Tunger gibt weiter zu bedenken, dass die Wirkung der Aussagen des Imams auch nicht zu überschätzen sei. «Es sind nach dieser Freitagspredigt im August bestimmt nicht 60 Leute nach Hause gegangen, und haben ihre Frauen und Kinder geschlagen.» Der Stellenwert der Rede sei ohne weitere Informationen schwierig einzuschätzen, hält er fest. Gleichwohl sei es sinnvoll, dass die Justiz den Sachverhalt abkläre.

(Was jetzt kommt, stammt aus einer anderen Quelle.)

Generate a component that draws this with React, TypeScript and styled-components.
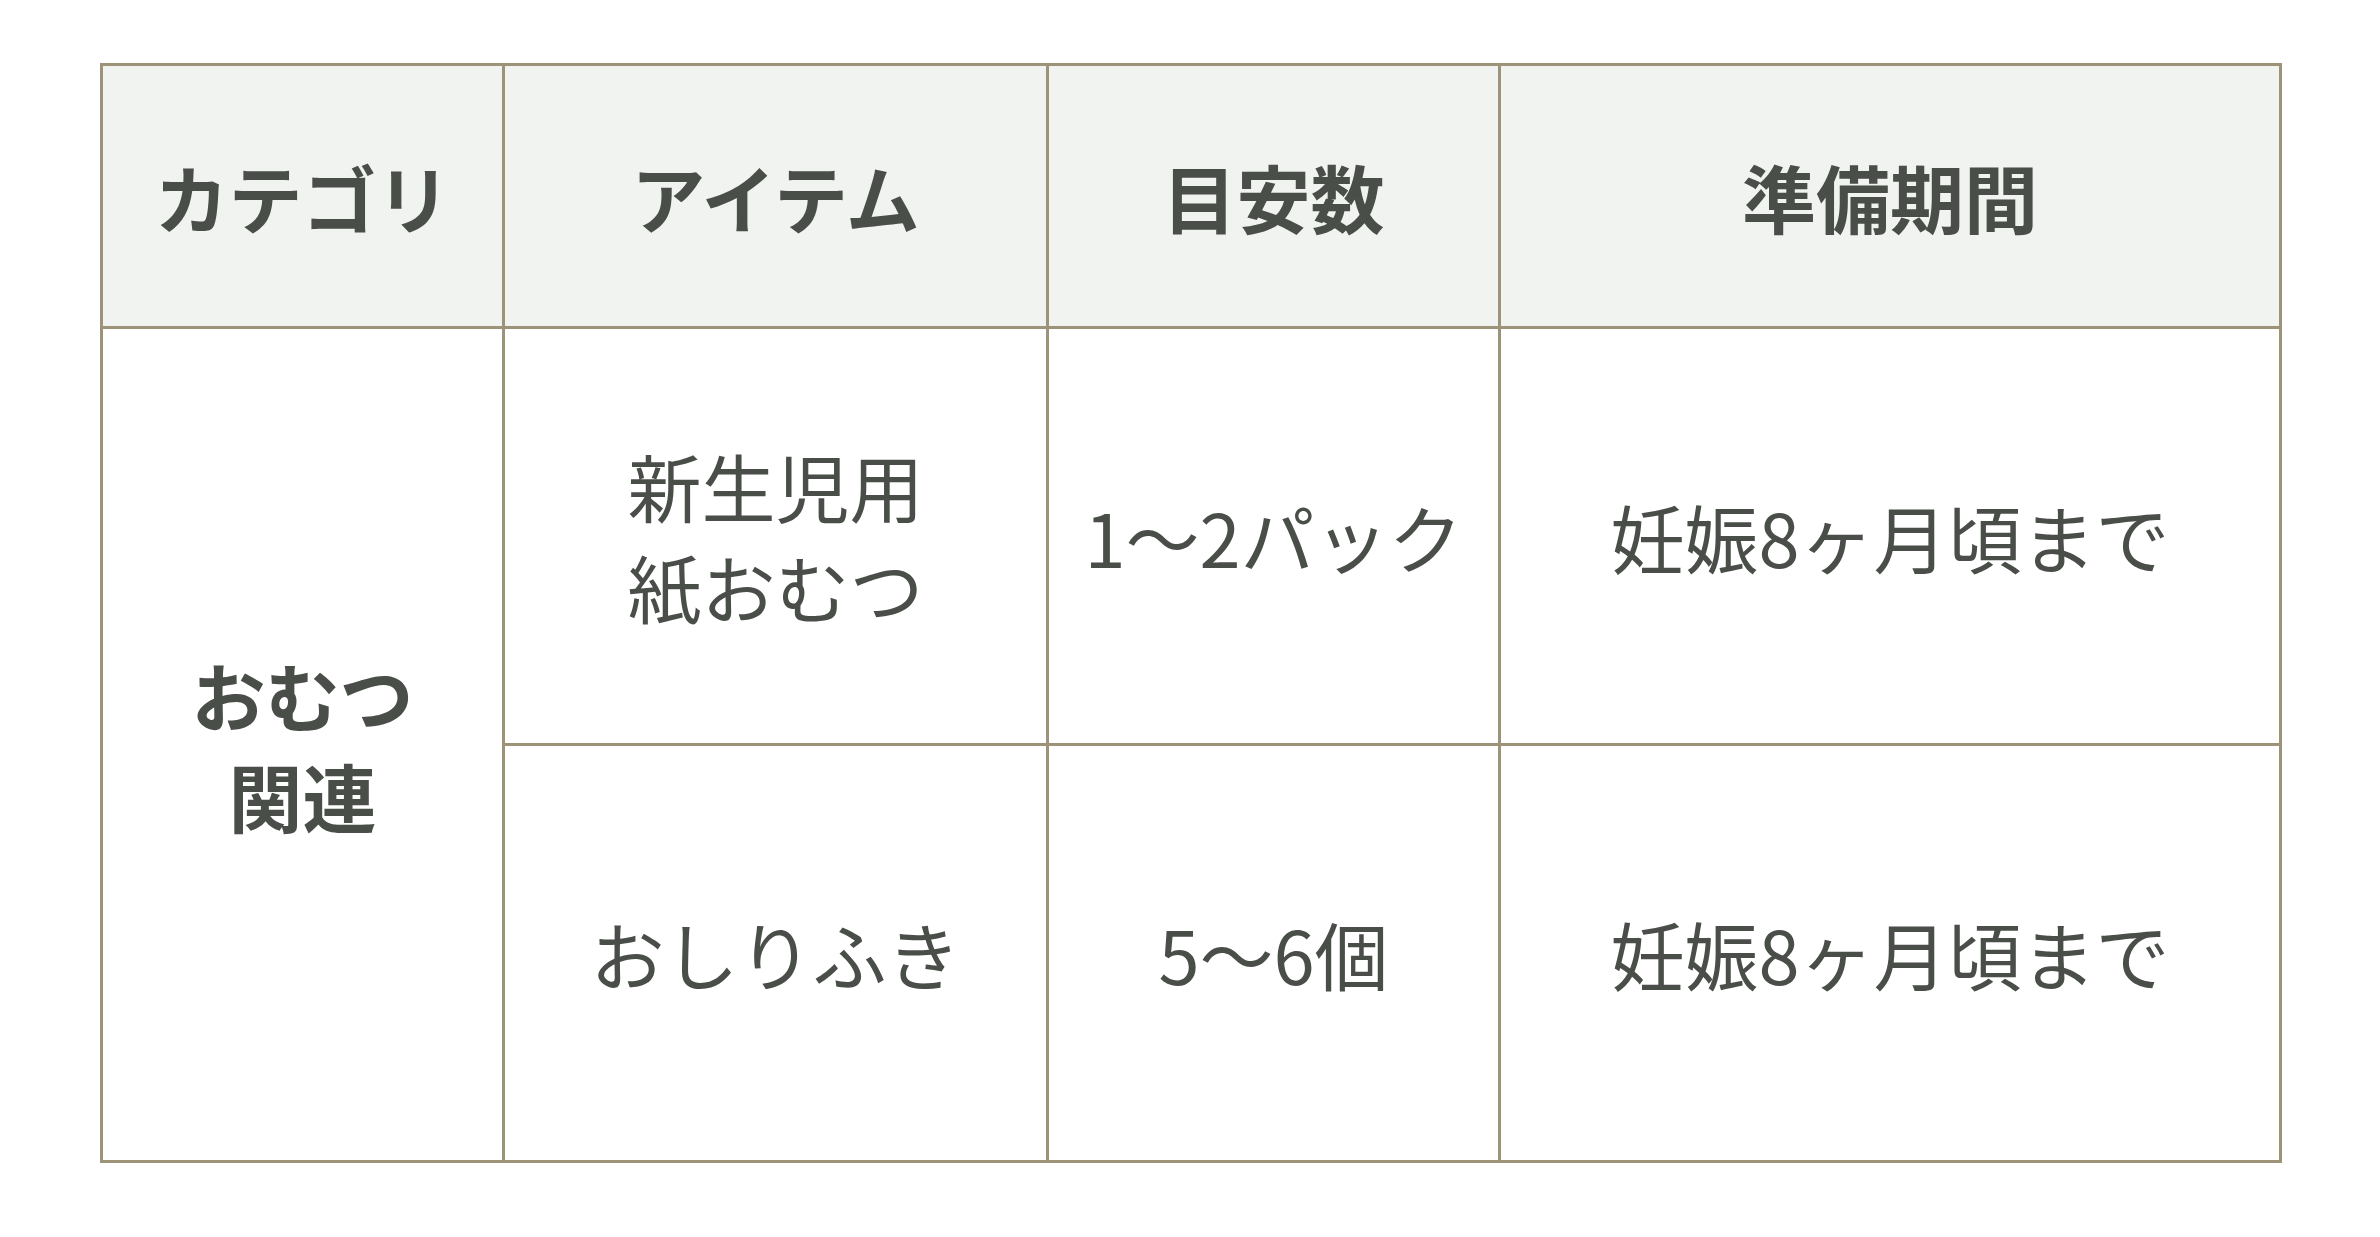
import React from "react";
import styled, { createGlobalStyle } from "styled-components";

const Global = createGlobalStyle`
  html, body { margin: 0; padding: 0; background: #ffffff; }
  body { font-family: "Noto Sans CJK JP", "Noto Sans", sans-serif; color: #4a4e49; }
`;

const Page = styled.div`
  width: 2380px;
  height: 1237px;
  box-sizing: border-box;
  padding: 63px 0 0 100px;
`;

const Table = styled.table`
  border-collapse: collapse;
  table-layout: fixed;
  width: 2179px;
`;

const Col = styled.col<{ $w: number }>`
  width: ${(p) => p.$w}px;
`;

const Head = styled.th`
  height: 260px;
  padding: 0;
  background: #f1f3f0;
  border: 3px solid #9c9379;
  font-size: 74px;
  font-weight: 700;
  line-height: 1.36;
  text-align: center;
  vertical-align: middle;
`;

const Cell = styled.td<{ $bold?: boolean }>`
  height: 414px;
  padding: 0;
  border: 3px solid #9c9379;
  font-size: 74px;
  font-weight: ${(p) => (p.$bold ? 700 : 400)};
  line-height: 1.36;
  text-align: center;
  vertical-align: middle;
`;

const Line = styled.span`
  display: block;
`;

export default function App() {
  return (
    <>
      <Global />
      <Page>
        <Table>
          <colgroup>
            <Col $w={402} />
            <Col $w={544} />
            <Col $w={452} />
            <Col $w={781} />
          </colgroup>
          <thead>
            <tr>
              <Head>カテゴリ</Head>
              <Head>アイテム</Head>
              <Head>目安数</Head>
              <Head>準備期間</Head>
            </tr>
          </thead>
          <tbody>
            <tr>
              <Cell $bold rowSpan={2}>
                <Line>おむつ</Line>
                <Line>関連</Line>
              </Cell>
              <Cell>
                <Line>新生児用</Line>
                <Line>紙おむつ</Line>
              </Cell>
              <Cell>1〜2パック</Cell>
              <Cell>妊娠8ヶ月頃まで</Cell>
            </tr>
            <tr>
              <Cell>おしりふき</Cell>
              <Cell>5〜6個</Cell>
              <Cell>妊娠8ヶ月頃まで</Cell>
            </tr>
          </tbody>
        </Table>
      </Page>
    </>
  );
}
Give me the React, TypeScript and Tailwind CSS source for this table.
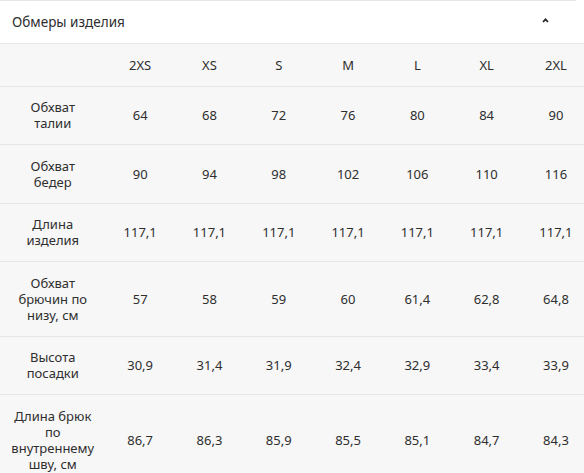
// SizeTable — collapsible "Обмеры изделия" block with a size grid.
const sizes = ['2XS', 'XS', 'S', 'M', 'L', 'XL', '2XL'];

const rows: { label: string[]; values: string[] }[] = [
  { label: ['Обхват', 'талии'], values: ['64', '68', '72', '76', '80', '84', '90'] },
  { label: ['Обхват', 'бедер'], values: ['90', '94', '98', '102', '106', '110', '116'] },
  { label: ['Длина', 'изделия'], values: ['117,1', '117,1', '117,1', '117,1', '117,1', '117,1', '117,1'] },
  { label: ['Обхват', 'брючин по', 'низу, см'], values: ['57', '58', '59', '60', '61,4', '62,8', '64,8'] },
  { label: ['Высота', 'посадки'], values: ['30,9', '31,4', '31,9', '32,4', '32,9', '33,4', '33,9'] },
  {
    label: ['Длина брюк', 'по', 'внутреннему', 'шву, см'],
    values: ['86,7', '86,3', '85,9', '85,5', '85,1', '84,7', '84,3'],
  },
];

const gridCols = 'grid grid-cols-[105.5px_repeat(7,69.3px)]';

export default function App() {
  return (
    <div className="w-[584px] h-[473px] overflow-hidden bg-white text-[#2e2e2e] font-['Noto_Sans',sans-serif]">
      <div className="w-[576px] border-t border-[#e6e6e6]" />
      <div className="flex items-center justify-between h-[43px] pl-3 pr-[35px] border-b border-[#e8e8e8]">
        <span className="text-[13.5px]">Обмеры изделия</span>
        <svg width="7" height="5" viewBox="0 0 7 5" className="mb-[3px]">
          <path d="M1 4 L3.5 1.3 L6 4" fill="none" stroke="#222" strokeWidth="1.7" />
        </svg>
      </div>
      <div className="bg-[#f7f7f7] text-[13px] leading-4">
        <div className={`${gridCols} border-b border-[#e6e6e6]`}>
          <div className="py-[12.75px]" />
          {sizes.map((s) => (
            <div key={s} className="py-[12.75px] text-center">
              {s}
            </div>
          ))}
        </div>
        {rows.map((r) => (
          <div key={r.label.join(' ')} className={`${gridCols} border-b border-[#e6e6e6]`}>
            <div className="py-[12.75px] flex flex-col items-center justify-center text-center">
              {r.label.map((l) => (
                <span key={l}>{l}</span>
              ))}
            </div>
            {r.values.map((v, i) => (
              <div key={i} className="py-[12.75px] flex items-center justify-center">
                {v}
              </div>
            ))}
          </div>
        ))}
      </div>
    </div>
  );
}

Die Polizei wusste von der Predigt

Abhilfe für eine bessere Einschätzung könnte der Autor des «Sonnntagszeitungs»-Artikels schaffen. Kurt Pelda rechnet damit, dass auch er «in den nächsten zwei Monaten» eine Vorladung vom Luzerner Staatsanwalt erhält, um auszusagen. Er ist skeptisch: «Das ist mir schon einige Male passiert», sagt er gegenüber zentralplus. Er sei aber nicht bereit, die Aufgabe der Polizei zu übernehmen und seine Quellen offenzulegen. «Sie soll eigene Ermittlungen anstellen», fordert er.

Die Polizei wurde laut dem Krienser Stadtpräsident Cyrill Wiget (Grüne) kurz nach der Predigt informiert. «Sie war in diesem Fall bereits im Bild.» Relevant, ob nun Handlungsbedarf bestünde, sei für die Stadt die Tatsache, ob hier Strafrechtliches passiert sei. «Wenn ja, dann ist die Polizei und die Staatsanwaltschaft zuständig, wenn nein besteht für die Gemeinde kein spezieller Handlungsbedarf.» Und er fügt an: «Auch wenn natürlich die Inhalte unserem demokratischen rechtsstaatlichen Denken nicht entsprechen.»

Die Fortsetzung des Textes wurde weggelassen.